Norfolk Southern spokesman Robert Fort said the companies pushed back the date as a precautionary measure.
"Our heightened readiness will give customers, stockholders, employees and communities a high degree of confidence that our expanded system will meet their expectations for safe, reliable rail service," said David R. Goode, Norfolk Southern chairman, president and chief executive officer. "We will avoid problems of the kind that could cause inconvenience to the public and thereby compromise expected operating and financial synergies. We want to get things right - from the start."
John W. Snow, CSX chairman and chief executive officer, said, "We have been consistent in our definition of a successful integration, and we have gone to extraordinary lengths over the past 15 months to assure success. Any other approach would have been shortsighted. We are now within a few months of beginning the new era of railroading in the East, and we look forward to the high prospects it brings our customers, shareholders, employees and the public."
Bidding for Conrail began in 1996, and CSX and Norfolk Southern reached an agreement to split the railroad in spring 1997. Norfolk Southern bought 58% of Conrail with CSX taking the remainder.
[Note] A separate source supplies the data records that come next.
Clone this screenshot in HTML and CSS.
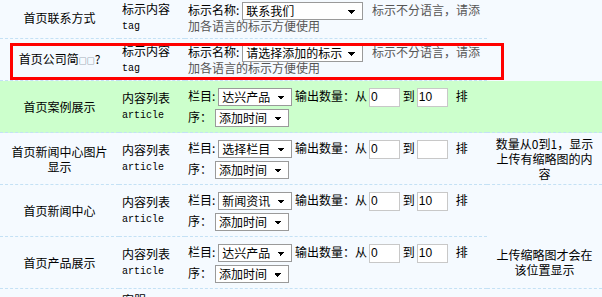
FILE: index.html
```html
<!DOCTYPE html>
<html>
<head>
    <title>首页模块设置</title>
    <link rel="stylesheet" href="styles.css">
</head>
<body>
    <table class="list">
        <colgroup>
            <col class="c-name">
            <col class="c-type">
            <col class="c-field">
            <col class="c-note">
        </colgroup>
        <tr class="short">
            <td class="name">首页联系方式</td>
            <td class="type">标示内容<br><span class="code">tag</span></td>
            <td class="field">标示名称:<select class="sel-wide"><option>联系我们</option></select> <span class="tip">标示不分语言，请添加各语言的标示方便使用</span></td>
        </tr>
        <tr class="short">
            <td class="name">首页公司简<span class="tofu">□□</span>?</td>
            <td class="type">标示内容<br><span class="code">tag</span></td>
            <td class="field">标示名称:<select class="sel-wide"><option>请选择添加的标示</option></select> <span class="tip">标示不分语言，请添加各语言的标示方便使用</span></td>
        </tr>
        <tr class="tall on">
            <td class="name">首页案例展示</td>
            <td class="type">内容列表<br><span class="code">article</span></td>
            <td class="field">栏目:<select class="sel"><option>达兴产品</option></select> 输出数量：从<input class="num" value="0"> 到<input class="num" value="10">&nbsp;&nbsp;&nbsp;排序：<select class="sel"><option>添加时间</option></select></td>
            <td class="note"></td>
        </tr>
        <tr class="tall">
            <td class="name">首页新闻中心图片显示</td>
            <td class="type">内容列表<br><span class="code">article</span></td>
            <td class="field">栏目:<select class="sel"><option>选择栏目</option></select> 输出数量：从<input class="num" value="0"> 到<input class="num" value="">&nbsp;&nbsp;&nbsp;排序：<select class="sel"><option>添加时间</option></select></td>
            <td class="note">数量从0到1，显示上传有缩略图的内容</td>
        </tr>
        <tr class="tall">
            <td class="name">首页新闻中心</td>
            <td class="type">内容列表<br><span class="code">article</span></td>
            <td class="field">栏目:<select class="sel"><option>新闻资讯</option></select> 输出数量：从<input class="num" value="0"> 到<input class="num" value="10">&nbsp;&nbsp;&nbsp;排序：<select class="sel"><option>添加时间</option></select></td>
        </tr>
        <tr class="tall">
            <td class="name">首页产品展示</td>
            <td class="type">内容列表<br><span class="code">article</span></td>
            <td class="field">栏目:<select class="sel"><option>达兴产品</option></select> 输出数量：从<input class="num" value="0"> 到<input class="num" value="10">&nbsp;&nbsp;&nbsp;排序：<select class="sel"><option>添加时间</option></select></td>
            <td class="note">上传缩略图才会在该位置显示</td>
        </tr>
        <tr class="more">
            <td class="name"></td>
            <td class="type">客服</td>
            <td class="field"></td>
            <td class="note"></td>
        </tr>
    </table>
    <div class="mark"></div>
</body>
</html>
```

FILE: styles.css
```css
body {
    margin: 0;
    background-color: #f5faff;
    font-family: "Noto Sans CJK SC", "Liberation Sans", sans-serif;
    font-size: 12px;
    color: #000;
    overflow: hidden;
}
.list {
    width: 602px;
    margin-top: -3px;
    border-collapse: collapse;
    table-layout: fixed;
}
.c-name { width: 119px; }
.c-type { width: 66px; }
.c-field { width: 302px; }
.c-note { width: 115px; }
.list td {
    padding: 0 3px;
    line-height: 15px;
    vertical-align: middle;
    border-bottom: 1px dashed #c4e1f5;
}
.short td {
    height: 41px;
}
.tall td {
    height: 51px;
}
.on td {
    background-color: #ccffcc;
}
.more td {
    height: 40px;
    vertical-align: top;
    padding-top: 3px;
    border-bottom: none;
}
.list .name {
    padding: 0 8px;
    text-align: center;
}
.code {
    font-family: "Liberation Mono", monospace;
    font-size: 10px;
}
.tofu {
    font-size: 8px;
    color: #3a4a6a;
}
.tall .field {
    line-height: 19px;
}
.tip {
    margin-left: 6px;
    color: #555;
}
.list .note {
    padding: 0 5px;
    text-align: center;
}
select {
    -webkit-appearance: none;
    appearance: none;
    box-sizing: border-box;
    height: 18px;
    margin: 0 0 0 3px;
    padding: 0 0 0 3px;
    border: 1px solid #9a9a9a;
    border-radius: 0;
    background-color: #fff;
    background-image: linear-gradient(45deg, transparent 50%, #000 50%), linear-gradient(135deg, #000 50%, transparent 50%);
    background-position: right 10px top 7px, right 6px top 7px;
    background-size: 4px 4px;
    background-repeat: no-repeat;
    font-family: "Noto Sans CJK SC", sans-serif;
    font-size: 12px;
    line-height: 16px;
    color: #000;
    vertical-align: middle;
}
.short select {
    margin-top: -2px;
    margin-bottom: -2px;
}
.sel {
    width: 74px;
}
.sel-wide {
    width: 121px;
}
.num {
    box-sizing: border-box;
    width: 31px;
    height: 19px;
    margin: 0 0 0 2px;
    padding: 0 1px;
    border: 1px solid #c8c8c8;
    background-color: #fff;
    font-family: "Liberation Sans", sans-serif;
    font-size: 12px;
    vertical-align: middle;
}
.mark {
    position: absolute;
    left: 10px;
    top: 43px;
    width: 488px;
    height: 31px;
    border: 3px solid #f00;
}
```
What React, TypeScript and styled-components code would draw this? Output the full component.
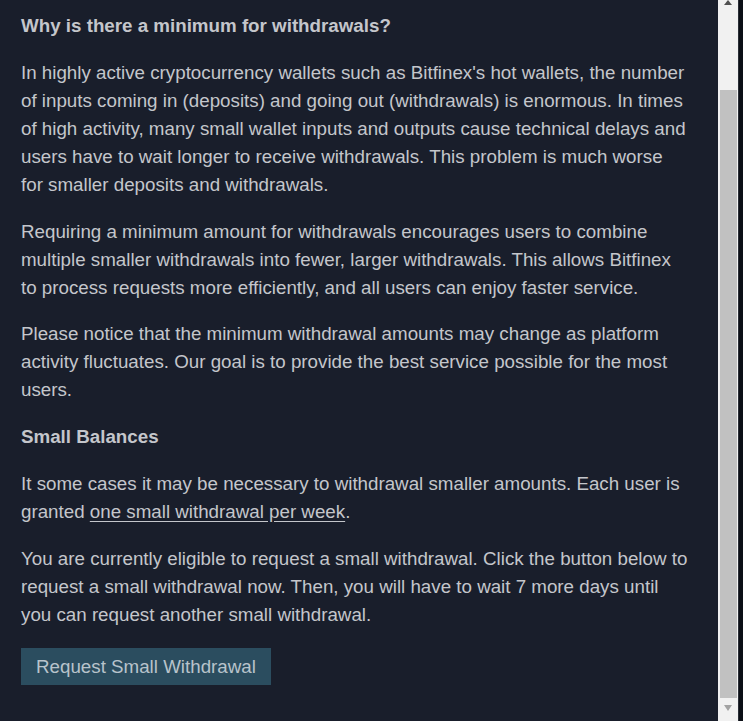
import styled, { createGlobalStyle } from "styled-components";

const GlobalStyle = createGlobalStyle`
  html, body {
    margin: 0;
    padding: 0;
    background: #191e2b;
    overflow: hidden;
  }
`;

const Page = styled.div`
  display: flex;
  height: 721px;
  background: #191e2b;
  font-family: "Liberation Sans", Arial, sans-serif;
  font-size: 18.75px;
  color: #c4c6cb;
`;

const Content = styled.div`
  flex: 1;
  padding: 12px 30px 0 21px;
  overflow: hidden;
`;

const Heading = styled.h3`
  margin: 0 0 18.75px;
  font-size: 18.75px;
  line-height: 28px;
  font-weight: bold;
`;

const Paragraph = styled.p`
  margin: 0 0 18.75px;
  font-size: 18.75px;
  line-height: 28px;
`;

const Link = styled.a`
  color: inherit;
  text-decoration: underline;
  text-underline-offset: 3px;
  cursor: pointer;
`;

const ButtonRow = styled.div`
  padding-top: 1px;
`;

const Button = styled.button`
  height: 37px;
  padding: 0 15px;
  border: none;
  background: #2b4d5f;
  color: #b8c3cb;
  font-family: inherit;
  font-size: 18.75px;
  cursor: pointer;
`;

const ScrollTrack = styled.div`
  width: 20px;
  background: #f1f1f1;
  display: flex;
  flex-direction: column;
  align-items: center;
`;

const Arrow = styled.div<{ $dir: "up" | "down" }>`
  width: 0;
  height: 0;
  border-left: 4.5px solid transparent;
  border-right: 4.5px solid transparent;
  ${(p) =>
    p.$dir === "up"
      ? "border-bottom: 5px solid #505050; margin-bottom: 1px;"
      : "border-top: 6px solid #a3a3a3; margin-top: 7px;"}
`;

const Thumb = styled.div<{ $top: number; $height: number }>`
  width: 17px;
  margin-left: 1px;
  margin-top: ${(p) => p.$top}px;
  height: ${(p) => p.$height}px;
  background: #c1c1c1;
`;

const Edge = styled.div`
  width: 4px;
  border-left: 1px solid #2a2e36;
  background: #0b0e15;
`;

export default function App() {
  return (
    <>
      <GlobalStyle />
      <Page>
        <Content>
          <Heading>Why is there a minimum for withdrawals?</Heading>
          <Paragraph>
            In highly active cryptocurrency wallets such as Bitfinex's hot
            wallets, the number of inputs coming in (deposits) and going out
            (withdrawals) is enormous. In times of high activity, many small
            wallet inputs and outputs cause technical delays and users have to
            wait longer to receive withdrawals. This problem is much worse for
            smaller deposits and withdrawals.
          </Paragraph>
          <Paragraph>
            Requiring a minimum amount for withdrawals encourages users to
            combine multiple smaller withdrawals into fewer, larger
            withdrawals. This allows Bitfinex to process requests more
            efficiently, and all users can enjoy faster service.
          </Paragraph>
          <Paragraph>
            Please notice that the minimum withdrawal amounts may change as
            platform activity fluctuates. Our goal is to provide the best
            service possible for the most users.
          </Paragraph>
          <Heading>Small Balances</Heading>
          <Paragraph>
            It some cases it may be necessary to withdrawal smaller amounts.
            Each user is granted <Link>one small withdrawal per week</Link>.
          </Paragraph>
          <Paragraph>
            You are currently eligible to request a small withdrawal. Click the
            button below to request a small withdrawal now. Then, you will have
            to wait 7 more days until you can request another small withdrawal.
          </Paragraph>
          <ButtonRow>
            <Button>Request Small Withdrawal</Button>
          </ButtonRow>
        </Content>
        <ScrollTrack>
          <Arrow $dir="up" />
          <Thumb $top={84} $height={608} />
          <Arrow $dir="down" />
        </ScrollTrack>
        <Edge />
      </Page>
    </>
  );
}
"The main points we have been working on since the control date is customer service planning, capital improvements and employee training," Fort said. "All of those things are largely completed."
The two railroads are seeing an "increasing level of scrutiny" from the Surface Transportation Board and shippers and they are mindful of the service problems that Union Pacific Corp. (UNP) encountered after its takeover of Southern Pacific Rail Corp., Fort said.
Computer integration tests, vital for the split to go smoothly, still are in process, Fort said. "This is something we want to be working exactly the way we want it before the split," he said.
Merrill Lynch & Co. railroad analyst Michael Lloyd agreed that the more time the companies spend integrating systems correctly, the safer the transaction will be.
Lloyd also said that the railroads don't have all labor agreements necessary for the split in place yet. Part of the regulatory approval included a prerequisite that the two companies obtain labor agreements before splitting Conrail. Negotiations could be taking longer than expected, he added.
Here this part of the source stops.